Vos is now at work on three projects: a monograph on Hope Emily Allen and other pioneering female medievalists, tentatively named Are you Emma, Christina, or Gunhilda? The Modern Enclosures of Female Medievalists 1901-1950, a collection of [very] short stories, and an essay called Village Life. She will also be publishing an essay soon on the Hroswitha Club and the history of women’s performance.
Vos is committed to fusing creative, archival and social work with her scholarship and teaching of English and Writing (at University of San Diego). She has earned research fellowships from the Huntington Library (with Jesus College at Oxford), the Beinecke Library, and the UCLA Center for Early Global Studies (CMRS). She has been giving fiction readings of comedic, photographic micro-fictions in LA over the past two years, coinciding with the publication of her first chapbook, Long Story Short. She sees the Enclosure Group as a means for public outreach, interdisciplinary humanistic research, and community formation across creative, academic, and social spheres that might not otherwise intersect.

Development Officer
Ségolène Gence, originally hailing from France, is a doctoral researcher funded by CHASE AHRC at the University of Kent’s Centre for Medieval and Early Modern Studies where she also completed her MA in Medieval and Early Modern Studies back in 2015. Ségolène’s current research focuses on English devotional literature from the fourteenth and fifteenth century, textual transmission, and manuscript studies. She also dabbles in Anglo-Norman and medieval French literature, as well as questions of medieval sexualities, on the side of her doctoral research. She also takes a particular interest in digital humanities.
You can learn more about her research on her Kent profile.

Digital Archivist
Diana Myers is currently a graduate student in library science at Simmons University (Boston, USA). She holds degrees in medieval studies from Harvard and Oxford, where she researched the liturgical histories of women’s monastic communities. Her current projects build on this research to explore ideas of gendered authority at the English nunnery of Barking. Beyond her studies, she writes the bimonthly newsletter Mitfordiana about the infamous Mitford sisters, works part-time at various archives in the Boston area, and spends too much time on Twitter.
More information about her scholarly and professional activities can be found at dianahmyers.squarespace.edu.

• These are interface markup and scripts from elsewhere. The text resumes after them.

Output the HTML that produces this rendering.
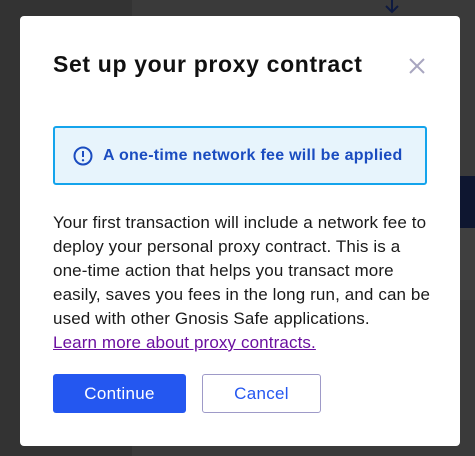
<!DOCTYPE html>
<html><head><style>
body{margin:0;width:475px;height:456px;background:#333;position:relative;overflow:hidden;font-family:"Liberation Sans",sans-serif}
.bg1{position:absolute;left:132px;top:0;width:343px;height:456px;background:#3a3a3a}
.nav{position:absolute;left:440px;top:176px;width:35px;height:52px;background:#0e1630}
.gr{position:absolute;left:440px;top:228px;width:35px;height:72px;background:#3f3f3f}
.modal{position:absolute;left:20px;top:16px;width:440px;height:430px;background:#fff;border-radius:4px}
h1{position:absolute;left:33px;top:35px;margin:0;font-size:23px;font-weight:bold;color:#111;letter-spacing:0.65px;white-space:nowrap}
.x{position:absolute;left:389px;top:42px}
.alert{position:absolute;left:33px;top:110px;width:370px;height:55px;border:2px solid #14a4ec;border-radius:3px;background:#e7f4fc}
.alert span{position:absolute;left:48px;top:19px;font-size:16px;font-weight:bold;color:#1a4cc0;letter-spacing:0.27px;white-space:nowrap}
.alert svg{position:absolute;left:18px;top:18px}
p{position:absolute;left:33px;top:195px;margin:0;font-size:17px;line-height:24px;color:#1a1a1a;white-space:nowrap;letter-spacing:0.12px}
a{color:#6b10a0;text-decoration:underline}
.b1{position:absolute;left:33px;top:358px;width:133px;height:39px;background:#2457f0;border-radius:3px;color:#fff;font-size:17px;text-align:center;line-height:39px;letter-spacing:0.3px}
.b2{position:absolute;left:182px;top:358px;width:117px;height:37px;border:1px solid #9e9ac8;border-radius:3px;color:#2457f0;font-size:17px;text-align:center;line-height:37px;letter-spacing:0.3px}
</style></head><body>
<div class="bg1"></div><div class="nav"></div><div class="gr"></div>
<svg style="position:absolute;left:383px;top:0" width="18" height="14"><path d="M9 0V11M3 6L9 12L15 6" stroke="#0e1a40" stroke-width="2" fill="none"/></svg>
<div class="modal">
<h1>Set up your proxy contract</h1>
<svg class="x" width="16" height="16"><path d="M1 1L15 15M15 1L1 15" stroke="#a8a6c0" stroke-width="2"/></svg>
<div class="alert"><svg width="20" height="20"><circle cx="10" cy="10" r="8.5" stroke="#1a4cc0" stroke-width="2" fill="none"/><path d="M10 5V11" stroke="#1a4cc0" stroke-width="2"/><circle cx="10" cy="14.3" r="1.2" fill="#1a4cc0"/></svg><span>A one-time network fee will be applied</span></div>
<p>Your first transaction will include a network fee to<br>deploy your personal proxy contract. This is a<br>one-time action that helps you transact more<br>easily, saves you fees in the long run, and can be<br>used with other Gnosis Safe applications.<br><a>Learn more about proxy contracts.</a></p>
<div class="b1">Continue</div>
<div class="b2">Cancel</div>
</div>
</body></html>
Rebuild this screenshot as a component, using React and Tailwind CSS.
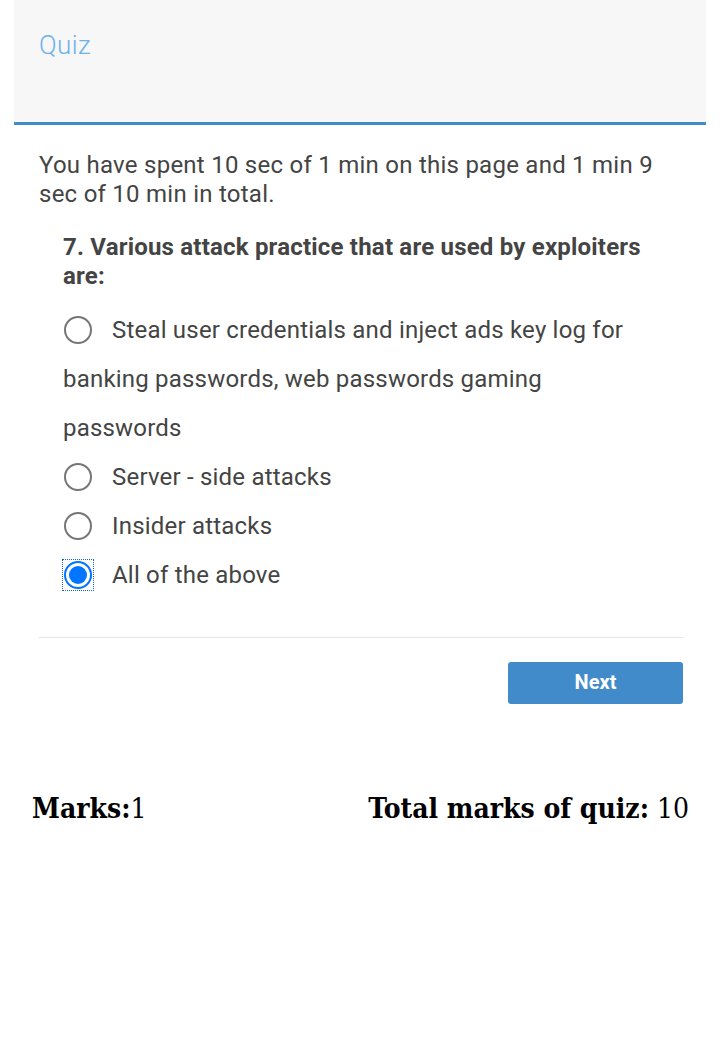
export default function App() {
  const options = [
    'Steal user credentials and inject ads key log for banking passwords, web passwords gaming passwords',
    'Server - side attacks',
    'Insider attacks',
    'All of the above',
  ];

  return (
    <div className="min-h-[1039px] bg-white font-['Roboto',sans-serif] text-[#444]">
      <div className="mx-[14px] h-[125px] border-b-[3px] border-[#428bca] bg-[#f7f7f7] px-[25px] pt-[28px]">
        <h1 className="text-[26px] font-light leading-[34px] tracking-[0.4px] text-[#6cb2eb]">Quiz</h1>
      </div>

      <div className="pl-[39px] pr-[37px] pt-[26px]">
        <p className="text-[24px] leading-[29px] tracking-[0.25px]">
          You have spent 10 sec of 1 min on this page and 1 min 9 sec of 10 min in total.
        </p>

        <div className="px-[24px] pt-[24px]">
          <p className="text-[24px] font-bold leading-[29px] tracking-[0.2px]">
            7. Various attack practice that are used by exploiters are:
          </p>
          <div className="pt-[15px]">
            {options.map((opt, i) => {
              const checked = i === 3;
              return (
                <label key={i} className="block text-[24px] leading-[49px] tracking-[0.2px]">
                  <span
                    className={`mr-[19px] inline-flex h-[30px] w-[30px] translate-y-[-2px] items-center justify-center align-middle ${
                      checked ? 'outline-1 outline-dotted outline-[#1a5fd0]' : ''
                    }`}
                  >
                    <span
                      className={`block h-[28px] w-[28px] rounded-full border-[2px] bg-white ${
                        checked ? 'border-[#0075ff] p-[3px]' : 'border-[#767676]'
                      }`}
                    >
                      {checked && <span className="block h-full w-full rounded-full bg-[#0075ff]" />}
                    </span>
                  </span>
                  {opt}
                </label>
              );
            })}
          </div>
        </div>

        <div className="mt-[37px] border-t border-[#e5e5e5] pt-[24px]">
          <div className="flex justify-end">
            <button className="h-[42px] w-[175px] rounded-[3px] bg-[#428bca] pb-[3px] text-[20px] font-bold text-white">
              Next
            </button>
          </div>
        </div>
      </div>

      <div className="flex justify-between pl-[32px] pr-[31px] pt-[84px] font-['DejaVu_Serif',serif] font-stretch-condensed text-[28px] text-black">
        <div>
          <b>Marks:</b>1
        </div>
        <div>
          <b>Total marks of quiz:</b> 10
        </div>
      </div>
    </div>
  );
}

Eman Alami was born and raised in California to Levantine immigrants. She holds a Bachelor of Arts in Art History from the University of California, Los Angeles. Alami is an experimental writer in the arts, fashion, history, and literature where her work has been featured in CR Fashion Book, Popsugar, Buro 24/7 Singapore and Daily Art Magazine. She began her writing debut as an Andrew W. Mellon curatorial fellow at the Los Angeles County Museum of Art researching early 20th-century female photographers. As a minority, she examines gender and identity in relation to words and narrative in efforts toward inclusive storytelling. Alami’s take has exhibited at the Charles E. Young library’s “Writing and Power” and The Hammer Newsletter.
Website: http://www.emanalami.com

Seattle artist Laura Lasworth’s method has been rather like that of a long-form writer. In her elaborate cycles of paintings, including The Gray, The Western Wall, and After Images each panel functions as a chapter; from which an ongoing narrative forms.
Website: lauralasworth.com

S. Billie Mandle is an artist whose work engages with the histories, politics and paradoxes of institutional spaces. She is an associate professor of Photography at Massachusetts College of Art and Design.
Website: www.billiemandle.com

Mathelinda Nabugodi is a Leverhulme Trust Early Career Fellow in the Faculty of English at the University of Cambridge. Her current research project is situated in Percy Bysshe Shelley’s archive, where she explores relations between dead poets and living ideas. Nabugodi was recently awarded the 2021 Deborah Rogers Foundation Writers Award for her “engaging and fascinating” work of non-fiction The Trembling Hand: Reflections of a Black Woman in the Romantic Archive.